Il y a aujourd’hui urgence à réagir : sur internet, nos ennemis terroristes ont su investir un champ de bataille virtuel et psychologique, dont les conséquences sont, hélas, bien réelles et physiques, et sur lequel les démocraties ne sont pas suffisamment entrées. Face à la menace, notre devoir collectif est d’apporter des réponses opérationnelles et juridiques solides, aussi solides et efficaces que possible.

C’est dans cet esprit de responsabilité qu’au nom de l’ensemble du groupe UMP, j’ai l’honneur, avec mes collègues Éric Ciotti et Philippe Goujon, de vous proposer d’adopter dès aujourd’hui quatre mesures concrètes, directement inspirées du projet de loi qui avait été présenté dès avril 2012, sous l’impulsion du président Nicolas Sarkozy, par le gouvernement de l’époque et d’amendements présentés quelques mois plus tard par des députés de notre groupe, notamment Nathalie Kosciusko-Morizet, lors de l’examen à l’Assemblée nationale d’un projet de loi présenté par le ministre de l’intérieur de l’époque, Manuel Valls.

Première mesure : nous voulons renforcer les obligations de signalement qui pèsent sur les fournisseurs d’accès et les hébergeurs de sites internet.

Depuis dix ans, comme je l’ai rappelé devant la commission des lois, il existe un double dispositif de signalement d’un certain nombre de contenus illicites, de l’internaute à l’opérateur et de celui-ci aux autorités publiques. Nous proposons que ce dispositif de vigilance soit explicitement étendu aux contenus faisant l’apologie du terrorisme, ce qui n’est aujourd’hui pas le cas en droit. Il faut que, demain, les fournisseurs d’accès à internet et les hébergeurs de sites aient l’obligation de signaler aux autorités les sites faisant l’apologie du terrorisme. C’est le minimum minimorum que l’on puisse exiger d’eux.

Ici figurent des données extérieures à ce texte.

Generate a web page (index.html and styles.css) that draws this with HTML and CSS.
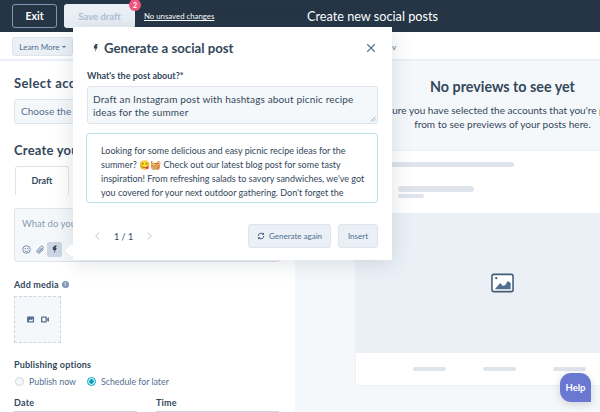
FILE: index.html
```html
<!DOCTYPE html>
<html lang="en">
<head>
<meta charset="utf-8">
<title>Create new social posts</title>
<link rel="stylesheet" href="styles.css">
</head>
<body>
<header class="topbar">
  <button class="btn-exit">Exit</button>
  <div class="save-wrap"><button class="btn-save">Save draft</button><span class="badge">2</span></div>
  <a class="unsaved">No unsaved changes</a>
  <h1 class="page-title">Create new social posts</h1>
</header>
<div class="subbar">
  <button class="learn">Learn More <span class="caret"></span></button>
  <span class="sub-right">v</span>
</div>
<main class="main">
  <section class="left">
    <h2 class="h-acc">Select accounts</h2>
    <div class="choose">Choose the accounts</div>
    <h2 class="h-create">Create your post</h2>
    <div class="tabs"><div class="tab">Draft</div></div>
    <div class="composer">
      <div class="placeholder">What do you want to share?</div>
      <div class="tools">
        <svg class="tool" viewBox="0 0 12 12"><circle cx="6" cy="6" r="5" fill="none" stroke="#516f90"/><circle cx="4.300" cy="4.800" r=".8" fill="#516f90"/><circle cx="7.700" cy="4.800" r=".8" fill="#516f90"/><path d="M3.500 7.400c1.200 1.500 3.800 1.500 5 0" fill="none" stroke="#516f90"/></svg>
        <svg class="tool" viewBox="0 0 12 12"><path d="M10.500 5 5.600 10c-1.100 1.100-2.800 1.100-3.700.1-1-1-.9-2.500.2-3.600l4.400-4.600c.7-.7 1.800-.7 2.500 0 .7.700.7 1.700 0 2.400L4.800 8.800c-.3.3-.8.300-1.100 0-.3-.3-.3-.8 0-1.100l3.700-3.800" fill="none" stroke="#516f90" stroke-width="1.100"/></svg>
        <span class="tool-active"><svg class="spark" viewBox="0 0 12 14"><path d="M6 0h4L7.800 4.500H10L5 14l1-6H3l.6-3.500L2 3.500 4.200 3z" fill="#33475b"/></svg></span>
      </div>
    </div>
    <div class="label media-label">Add media <span class="info">i</span></div>
    <div class="media-box">
      <svg class="media-ic" viewBox="0 0 9 8"><rect width="8" height="7" y=".5" rx="1" fill="#516f90"/><path d="M1.500 6 4 3.800 5 4.800 6.500 3v3z" fill="#fff"/></svg>
      <svg class="media-ic" viewBox="0 0 9 8"><rect width="6.500" height="7" y=".5" rx="1" fill="#516f90"/><rect x="1.500" y="2" width="3.500" height="4" fill="#fff"/><path d="M7 2.500 9 1.500v5L7 5.500z" fill="#516f90"/></svg>
    </div>
    <div class="label pub-label">Publishing options</div>
    <div class="radios">
      <span class="radio"></span><span class="radio-text">Publish now</span>
      <span class="radio on"></span><span class="radio-text">Schedule for later</span>
    </div>
    <div class="dt">
      <div class="dt-col"><div class="label">Date</div><div class="dt-input"></div></div>
      <div class="dt-col"><div class="label">Time</div><div class="dt-input"></div></div>
    </div>
  </section>
  <section class="right">
    <div class="right-inner">
      <h2 class="prev-title">No previews to see yet</h2>
      <p class="prev-text">Make sure you have selected the accounts that you're publishing<br>from to see previews of your posts here.</p>
      <div class="card">
        <div class="card-top">
          <div class="sk sk-a"></div>
          <div class="sk sk-b"></div>
          <div class="sk sk-c"></div>
        </div>
        <div class="card-img">
          <svg class="img-ic" viewBox="0 0 24 20"><rect x="1" y="1" width="22" height="18" rx="2" fill="#fff" stroke="#425b76" stroke-width="1.600"/><circle cx="5.500" cy="5" r="1.200" fill="#425b76"/><path d="M4 16.500 9.500 10l3 3 2.500-1 2.500-4 3 2v6.500z" fill="#516f90"/></svg>
        </div>
        <div class="card-foot">
          <span class="sk sk-f"></span><span class="sk sk-f"></span><span class="sk sk-f"></span>
        </div>
      </div>
    </div>
  </section>
</main>

<div class="modal">
  <div class="m-head">
    <svg class="m-spark" viewBox="0 0 12 14"><path d="M6 0h4L7.800 4.500H10L5 14l1-6H3l.6-3.500L2 3.500 4.200 3z" fill="#33475b"/></svg>
    <h2 class="m-title">Generate a social post</h2>
    <svg class="m-close" viewBox="0 0 12 12"><path d="M1.500 1.500l9 9m0-9l-9 9" stroke="#516f90" stroke-width="1.300" fill="none"/></svg>
  </div>
  <div class="label m-label">What's the post about?*</div>
  <div class="m-input">Draft an Instagram post with hashtags about picnic recipe ideas for the summer
    <svg class="grip" viewBox="0 0 6 6"><path d="M5.500.5l-5 5M5.500 3l-2.500 2.500" stroke="#7c98b6" fill="none" stroke-width=".7"/></svg>
  </div>
  <div class="m-result">Looking for some delicious and easy picnic recipe ideas for the summer? 😋🧺 Check out our latest blog post for some tasty inspiration! From refreshing salads to savory sandwiches, we've got you covered for your next outdoor gathering. Don't forget the</div>
  <div class="m-foot">
    <svg class="chev" viewBox="0 0 7 12"><path d="M6 1 1 6l5 5" fill="none" stroke="#a9bdd2" stroke-width="1.200"/></svg>
    <span class="pager">1 / 1</span>
    <svg class="chev" viewBox="0 0 7 12"><path d="M1 1l5 5-5 5" fill="none" stroke="#a9bdd2" stroke-width="1.200"/></svg>
    <span class="spacer"></span>
    <button class="m-btn gen"><svg class="refresh" viewBox="0 0 12 12"><path d="M1.800 6a4.200 4.200 0 0 1 7.400-2.700M10.200 6a4.200 4.200 0 0 1-7.400 2.700" fill="none" stroke="#425b76" stroke-width="1.500"/><path d="M10.500 .8v3.500H7M1.500 11.200V7.700H5" fill="#425b76"/></svg>Generate again</button>
    <button class="m-btn ins">Insert</button>
  </div>
</div>
<div class="notch"></div>
<div class="help">Help</div>
</body>
</html>
```
FILE: styles.css
```css
* { box-sizing: border-box; }
html, body { margin: 0; height: 412px; overflow: hidden; }
body { font-family: Lato, "Noto Sans", sans-serif; color: #33475b; background: #fff; position: relative; width: 600px; }
button { font-family: inherit; }

.topbar { height: 32px; background: #253545; display: flex; align-items: center; padding-left: 12px; position: relative; }
.btn-exit { width: 45px; height: 24px; background: #253545; border: 1px solid #7c98b6; border-radius: 3px; color: #fff; font-size: 10.500px; font-weight: 700; padding: 0; }
.save-wrap { position: relative; margin-left: 7px; }
.btn-save { width: 71px; height: 24px; background: #eaf0f6; border: 0; border-radius: 3px; color: #b0c1d4; font-size: 9.500px; font-weight: 700; padding: 0; display: block; }
.badge { position: absolute; top: -5px; right: -6px; width: 12px; height: 12px; border-radius: 50%; background: #f2547d; color: #fff; font-size: 7px; font-weight: 700; text-align: center; line-height: 12px; }
.unsaved { margin-left: 9px; color: #fff; font-size: 7.800px; text-decoration: underline; white-space: nowrap; }
.page-title { margin: 0 0 0 auto; padding-right: 162px; color: #fff; font-size: 12.700px; font-weight: 400; white-space: nowrap; }

.subbar { height: 29px; border-bottom: 2px solid #eaf0f6; background: #fff; display: flex; align-items: center; padding: 2px 0 0 12px; }
.learn { width: 61px; height: 19px; background: #eaf0f6; border: 1px solid #dfe3eb; border-radius: 3px; color: #516f90; font-size: 8px; padding: 0; }
.caret { display: inline-block; border: 2.500px solid transparent; border-top-color: #516f90; border-bottom: 0; vertical-align: middle; }
.sub-right { margin-left: 319px; font-size: 8px; color: #516f90; }

.main { display: flex; height: 351px; }
.left { width: 295px; padding: 15px 14px 0; flex: none; }
.right { flex: 1; min-width: 0; background: #f5f8fa; overflow: hidden; }
.right-inner { width: 415px; padding-top: 17px; display: flex; flex-direction: column; align-items: center; }

.h-acc, .h-create { margin: 0; font-size: 13px; font-weight: 700; color: #33475b; white-space: nowrap; letter-spacing: .4px; }
.h-acc { line-height: 14px; }
.choose { margin-top: 9px; height: 25px; width: 200px; border: 1px solid #dfe3eb; background: #f5f8fa; border-radius: 3px; font-size: 10px; padding: 0 6px; line-height: 23px; color: #516f90; white-space: nowrap; }
.h-create { margin-top: 19px; line-height: 14px; letter-spacing: .2px; }
.tabs { display: flex; margin-top: 9px; }
.tab { width: 54px; height: 29px; margin-left: 1px; border: 1px solid #dfe3eb; border-bottom: 0; border-radius: 3px 3px 0 0; text-align: center; font-size: 9px; font-weight: 700; line-height: 28px; }
.composer { margin-top: 13px; height: 54px; width: 266px; border: 1px solid #dfe3eb; border-radius: 3px; background: #f5f8fa; padding: 9px 7px 0; }
.placeholder { font-size: 9.500px; color: #8a9bb0; line-height: 11px; white-space: nowrap; }
.tools { display: flex; align-items: center; gap: 5px; margin-top: 7px; height: 27px; }
.tool { width: 9px; height: 9px; }
.tool-active { width: 15px; height: 15px; background: #cbd6e2; border-radius: 2px; display: flex; align-items: center; justify-content: center; margin-left: -3px; }
.spark { width: 7px; height: 9px; }

.label { font-size: 9px; font-weight: 700; color: #33475b; line-height: 11px; white-space: nowrap; letter-spacing: .2px; }
.media-label { margin-top: 17px; display: flex; align-items: center; gap: 3px; }
.info { width: 7px; height: 7px; border-radius: 50%; background: #7c98b6; color: #fff; font-size: 5px; line-height: 7px; text-align: center; }
.media-box { margin-top: 6px; width: 47px; height: 47px; background: #f5f8fa; border: 1px dashed #cbd6e2; display: flex; align-items: center; justify-content: center; gap: 6px; }
.media-ic { width: 8px; height: 7px; }
.pub-label { margin-top: 16px; }
.radios { display: flex; align-items: center; margin-top: 5px; height: 12px; font-size: 8.800px; color: #516f90; }
.radio { width: 9px; height: 9px; border: 1px solid #cbd6e2; border-radius: 50%; margin-left: 1px; flex: none; background: #f5f8fa; }
.radio.on { border-color: #00a4bd; background: radial-gradient(circle, #00a4bd 0 2px, #e5f5f8 2.500px); margin-left: 11px; }
.radio-text { margin-left: 5px; white-space: nowrap; }
.dt { display: flex; margin-top: 10px; gap: 19px; }
.dt-col { width: 123px; }
.dt-input { height: 12px; margin-top: 3px; border-top: 1px solid #cbd6e2; }

.prev-title { margin: 0; font-size: 14.300px; font-weight: 700; color: #33475b; line-height: 18px; text-align: center; }
.prev-text { margin: 7px 0 0; font-size: 10.050px; line-height: 14px; color: #33475b; text-align: center; white-space: nowrap; }
.card { margin-top: 19px; width: 295px; height: 236px; border: 1px solid #eaf0f6; border-radius: 3px; background: #fff; flex: none; }
.card-top { height: 62px; padding-top: 11px; }
.sk { display: block; background: #dfe3eb; border-radius: 3px; }
.sk-a { width: 138px; height: 5px; margin-left: 20px; }
.sk-b { width: 76px; height: 6px; margin: 19px 0 0 42px; }
.sk-c { width: 26px; height: 4px; margin: 2px 0 0 42px; }
.card-img { height: 140px; background: #eaf0f6; display: flex; align-items: center; justify-content: center; }
.img-ic { width: 23px; height: 20px; }
.card-foot { height: 32px; display: flex; align-items: center; gap: 37px; padding-left: 57px; }
.sk-f { width: 33px; height: 4px; flex: none; }

.modal { position: absolute; left: 73px; top: 27px; width: 319px; height: 233px; background: #fff; box-shadow: 0 2px 20px rgba(45, 62, 80, .16); padding: 12px 14px 0 14px; }
.notch { position: absolute; left: 67px; top: 246px; width: 9px; height: 9px; background: #fff; transform: rotate(45deg); }
.m-head { display: flex; align-items: center; height: 17px; }
.m-spark { width: 7px; height: 10px; margin: 0 5px 0 5px; }
.m-title { margin: 0; font-size: 13.200px; font-weight: 700; white-space: nowrap; }
.m-close { width: 10px; height: 10px; margin-left: auto; margin-right: 2px; }
.m-label { margin-top: 14px; letter-spacing: 0; }
.m-input { position: relative; margin-top: 5px; height: 38px; border: 1px solid #dfe3eb; border-radius: 3px; background: #f5f8fa; font-size: 10px; line-height: 13px; padding: 6px 5px 0; letter-spacing: .15px; }
.grip { position: absolute; right: 1px; bottom: 1px; width: 6px; height: 6px; }
.m-result { margin: 9px 0 0 -1px; height: 70px; border: 1px solid #b5e5ec; border-radius: 3px; padding: 10px 10px 0 14px; font-size: 9px; line-height: 14px; overflow: hidden; }
.m-foot { display: flex; align-items: center; margin-top: 21px; height: 24px; }
.chev { width: 5px; height: 10px; margin-left: 8px; }
.pager { font-size: 9px; margin: 0 14px; }
.chev + .pager + .chev { margin-left: 0; }
.spacer { flex: 1; }
.m-btn { height: 24px; background: #eaf0f6; border: 1px solid #dfe3eb; border-radius: 3px; color: #516f90; font-size: 8px; padding: 0; display: flex; align-items: center; justify-content: center; margin-left: 7px; }
.gen { width: 83px; gap: 4px; }
.ins { width: 40px; }
.refresh { width: 8px; height: 8px; }

.help { position: absolute; left: 560px; top: 373px; width: 31px; height: 29px; background: #6a78d1; color: #fff; font-size: 9.500px; font-weight: 700; border-radius: 11px 11px 0 11px; text-align: center; line-height: 29px; box-shadow: 0 2px 8px rgba(45, 62, 80, .2); }
```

Deuxième mesure : nous voulons donner la faculté, aux services du ministère de l’intérieur, d’obtenir le blocage, en France, de l’accès aux sites de propagande terroriste. Nous proposons un dispositif qui s’applique, aussi largement que possible, aux contenus à caractère public, qu’il s’agisse de sites internet classiques, de blogs, de forums de discussion, de plates-formes vidéo ou de pages de réseaux sociaux comme Facebook ou Twitter.

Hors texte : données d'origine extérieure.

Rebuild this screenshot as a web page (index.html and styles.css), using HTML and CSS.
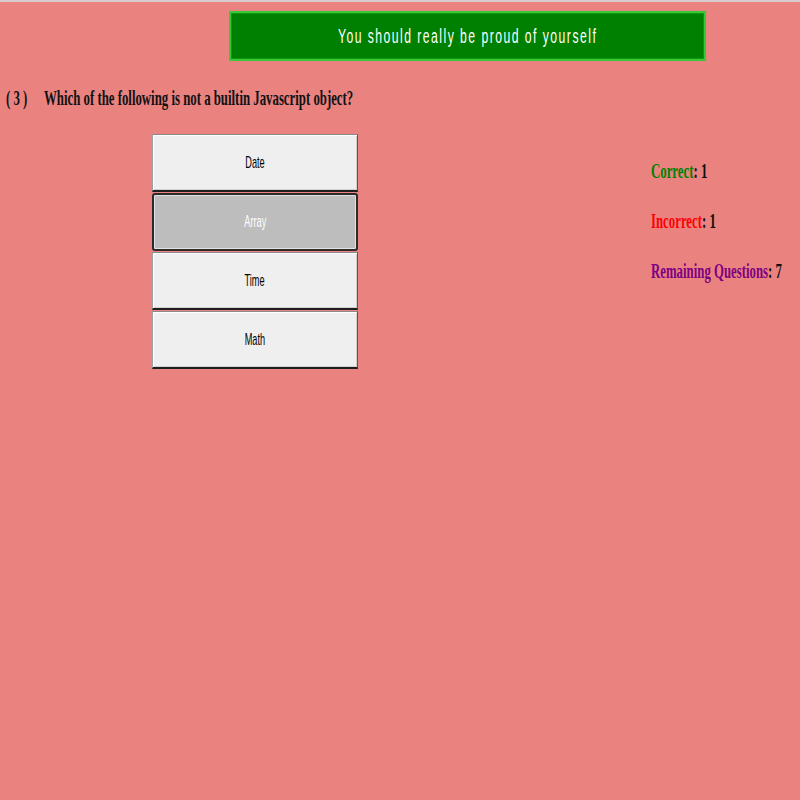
FILE: index.html
```html
<!DOCTYPE html>
<html lang="en">
<head>
<meta charset="utf-8">
<title>Quiz</title>
<link rel="stylesheet" href="styles.css">
</head>
<body>
<div class="topline"></div>
<div class="banner-row">
  <div class="banner"><span class="banner-text">You should really be proud of yourself</span></div>
</div>
<div class="question">
  <span class="qnum"><span class="sx">( 3 )</span></span>
  <span class="qtext sx">Which of the following is not a builtin Javascript object?</span>
</div>
<div class="content">
  <div class="options">
    <button class="opt"><span class="label">Date</span></button>
    <button class="opt selected"><span class="label">Array</span></button>
    <button class="opt"><span class="label">Time</span></button>
    <button class="opt"><span class="label">Math</span></button>
  </div>
  <div class="stats">
    <p class="stat"><span class="sx"><span class="k-correct">Correct</span>: 1</span></p>
    <p class="stat"><span class="sx"><span class="k-incorrect">Incorrect</span>: 1</span></p>
    <p class="stat"><span class="sx"><span class="k-remaining">Remaining Questions</span>: 7</span></p>
  </div>
</div>
</body>
</html>
```
FILE: styles.css
```css
html, body {
  margin: 0;
  height: 100%;
  overflow: hidden;
  background: #ea8380;
}
body {
  font-family: "Liberation Serif", "Times New Roman", serif;
}
.topline {
  height: 2px;
  background: #d8cccc;
}
.banner-row {
  padding-top: 9px;
  padding-left: 229px;
}
.banner {
  box-sizing: border-box;
  width: 477px;
  height: 50px;
  background: #008000;
  border: 2px solid #35c935;
  box-shadow: inset 0 0 0 1px #129612;
  display: flex;
  align-items: center;
  justify-content: center;
}
.banner-text {
  font-family: "Liberation Sans", Arial, sans-serif;
  font-size: 20px;
  letter-spacing: 2.4px;
  color: #fff;
  display: inline-block;
  white-space: nowrap;
  transform: scaleX(0.61);
}
.sx {
  display: inline-block;
  white-space: nowrap;
  transform: scaleX(0.61);
  transform-origin: 0 50%;
}
.question {
  display: flex;
  margin-top: 25px;
  padding-left: 6px;
  font-size: 21px;
  font-weight: bold;
  line-height: 24px;
  color: #111;
}
.qnum {
  width: 38px;
  flex: none;
}
.content {
  display: flex;
  margin-top: 24px;
}
.options {
  margin-left: 152px;
  width: 206px;
  flex: none;
  display: flex;
  flex-direction: column;
  gap: 1px;
}
.opt {
  box-sizing: border-box;
  width: 100%;
  height: 58px;
  margin: 0;
  padding: 0;
  background: #efefef;
  border-top: 1px solid #8a8a8a;
  border-left: 1px solid #a0a0a0;
  border-right: 1px solid #555;
  border-bottom: 2px solid #1e1e1e;
  box-shadow: inset 1px 1px 0 #fff, inset -1px -1px 0 #d0d0d0;
  font-family: "Liberation Sans", Arial, sans-serif;
  font-size: 17px;
  color: #000;
  display: flex;
  align-items: center;
  justify-content: center;
}
.opt.selected {
  background: #bdbdbd;
  border: 2px solid #2a2a2a;
  border-radius: 3px;
  box-shadow: inset 0 0 0 1px #e2e2e2;
  color: #fff;
}
.label {
  display: inline-block;
  white-space: nowrap;
  transform: scaleX(0.54);
}
.stats {
  margin-left: 293px;
  width: 149px;
  flex: none;
  overflow: hidden;
  padding-top: 25px;
  display: flex;
  flex-direction: column;
  gap: 26px;
}
.stat {
  margin: 0;
  font-size: 21px;
  font-weight: bold;
  line-height: 24px;
  color: #111;
}
.k-correct { color: #008000; }
.k-incorrect { color: #ff0000; }
.k-remaining { color: #800080; }
```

La proposition de loi, et les amendements qui l’accompagnent, prévoient cette possibilité de blocage pour tous les contenus faisant l’apologie du terrorisme ou incitant à des actes de terrorisme, et cela, quelle que soit la forme du message : il peut s’agir de vidéos bien sûr, mais aussi d’images fixes, de sons ou d’écrits. Il ne s’agit pas, par ce moyen, je le précise à nouveau, de chercher à obtenir la fermeture ou le retrait du contenu : cela est déjà possible en théorie, s’agissant d’un contenu illicite, mais très difficile en pratique, la plupart des sites en question étant hébergés à l’étranger.

Le blocage de l’accès est une mesure de police administrative, prise pour la sauvegarde de l’ordre public, ayant un caractère aussi opérationnel que possible : le site resterait actif, mais les internautes français n’y auraient plus accès. Quand ils chercheraient à se connecter, les utilisateurs seraient renvoyés à une page internet leur indiquant que le site qu’ils veulent consulter n’est pas accessible, car tombant sous le coup de la loi.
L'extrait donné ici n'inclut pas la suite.